- Work to complete -
Produce a word-for-word copy of the listing below without its pictures.

####

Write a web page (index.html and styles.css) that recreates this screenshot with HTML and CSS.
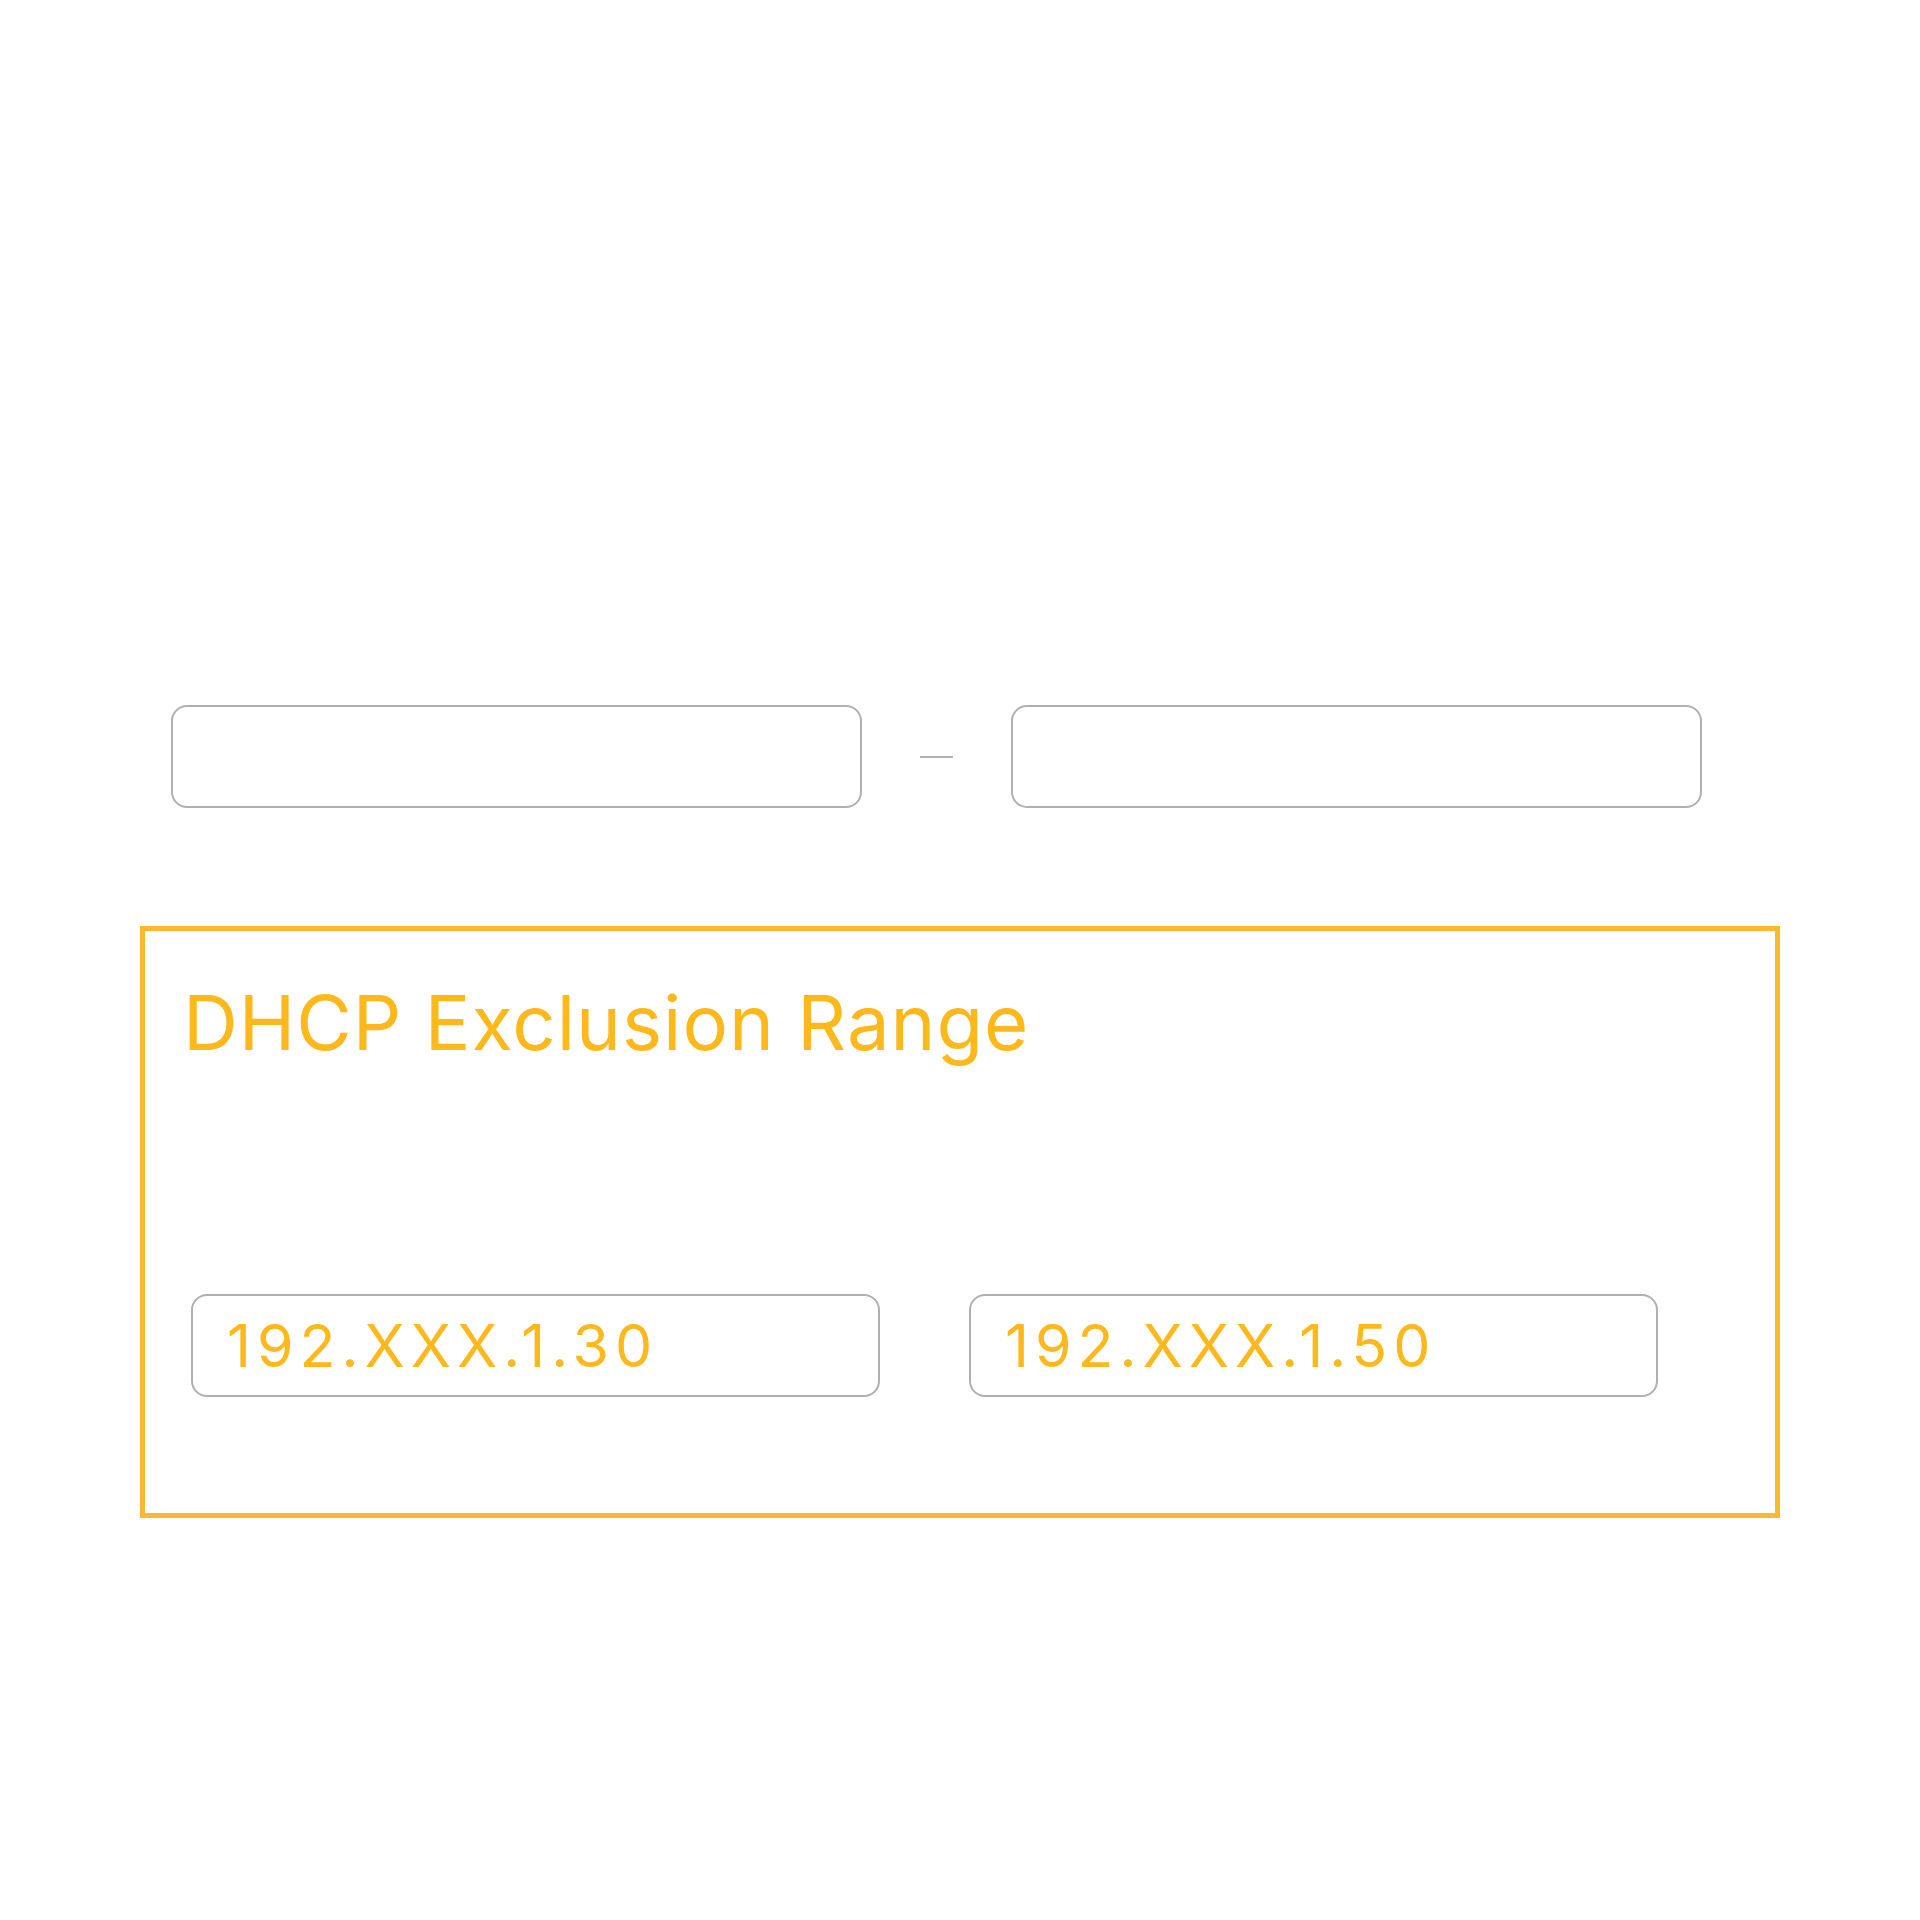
FILE: index.html
```html
<!DOCTYPE html>
<html lang="en">
<head>
<meta charset="UTF-8" />
<title>DHCP Exclusion Range</title>
<link rel="stylesheet" href="styles.css">
</head>
<body>

<div class="page">
    <div class="range-row">
        <div class="field"></div>
        <span class="dash"></span>
        <div class="field"></div>
    </div>

    <div class="exclusion">
        <h2>DHCP Exclusion Range</h2>
        <div class="exclusion-row">
            <div class="field ip">192.XXX.1.30</div>
            <div class="field ip">192.XXX.1.50</div>
        </div>
    </div>
</div>

</body>
</html>
```

FILE: styles.css
```css
body {
  margin: 0;
  background-color: #ffffff;
  font-family: 'Inter', sans-serif;
}
.page {
  padding-top: 705px;
  height: 1215px;
}
.range-row {
  display: flex;
  align-items: center;
  margin-left: 171px;
}
.field {
  width: 691px;
  height: 103px;
  box-sizing: border-box;
  border: 2px solid #b0b0b0;
  border-radius: 16px;
  background-color: #fff;
}
.dash {
  width: 33px;
  height: 2px;
  background-color: #b0b0b0;
  margin: 0 58px;
}
.exclusion {
  margin: 118px 0 0 140px;
  width: 1640px;
  height: 592px;
  box-sizing: border-box;
  border: 5px solid #fbb92e;
  padding: 53px 0 0 46px;
}
.exclusion h2 {
  margin: 0 0 0 -8px;
  font-size: 76px;
  line-height: 1;
  font-weight: 400;
  letter-spacing: 1px;
  color: #fdb81c;
}
.exclusion-row {
  display: flex;
  gap: 89px;
  margin-top: 234px;
}
.field.ip {
  width: 689px;
  display: flex;
  align-items: center;
  padding-left: 34px;
  font-size: 59px;
  font-weight: 400;
  letter-spacing: 6px;
  color: #fdb81c;
}
```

####

- Completed task -
Write a web page (index.html and styles.css) that recreates this screenshot with HTML and CSS.
FILE: index.html
```html
<!DOCTYPE html>
<html lang="en">
<head>
<meta charset="UTF-8" />
<title>DHCP Exclusion Range</title>
<link rel="stylesheet" href="styles.css">
</head>
<body>

<div class="page">
    <div class="range-row">
        <div class="field"></div>
        <span class="dash"></span>
        <div class="field"></div>
    </div>

    <div class="exclusion">
        <h2>DHCP Exclusion Range</h2>
        <div class="exclusion-row">
            <div class="field ip">192.XXX.1.30</div>
            <div class="field ip">192.XXX.1.50</div>
        </div>
    </div>
</div>

</body>
</html>
```

FILE: styles.css
```css
body {
  margin: 0;
  background-color: #ffffff;
  font-family: 'Inter', sans-serif;
}
.page {
  padding-top: 705px;
  height: 1215px;
}
.range-row {
  display: flex;
  align-items: center;
  margin-left: 171px;
}
.field {
  width: 691px;
  height: 103px;
  box-sizing: border-box;
  border: 2px solid #b0b0b0;
  border-radius: 16px;
  background-color: #fff;
}
.dash {
  width: 33px;
  height: 2px;
  background-color: #b0b0b0;
  margin: 0 58px;
}
.exclusion {
  margin: 118px 0 0 140px;
  width: 1640px;
  height: 592px;
  box-sizing: border-box;
  border: 5px solid #fbb92e;
  padding: 53px 0 0 46px;
}
.exclusion h2 {
  margin: 0 0 0 -8px;
  font-size: 76px;
  line-height: 1;
  font-weight: 400;
  letter-spacing: 1px;
  color: #fdb81c;
}
.exclusion-row {
  display: flex;
  gap: 89px;
  margin-top: 234px;
}
.field.ip {
  width: 689px;
  display: flex;
  align-items: center;
  padding-left: 34px;
  font-size: 59px;
  font-weight: 400;
  letter-spacing: 6px;
  color: #fdb81c;
}
```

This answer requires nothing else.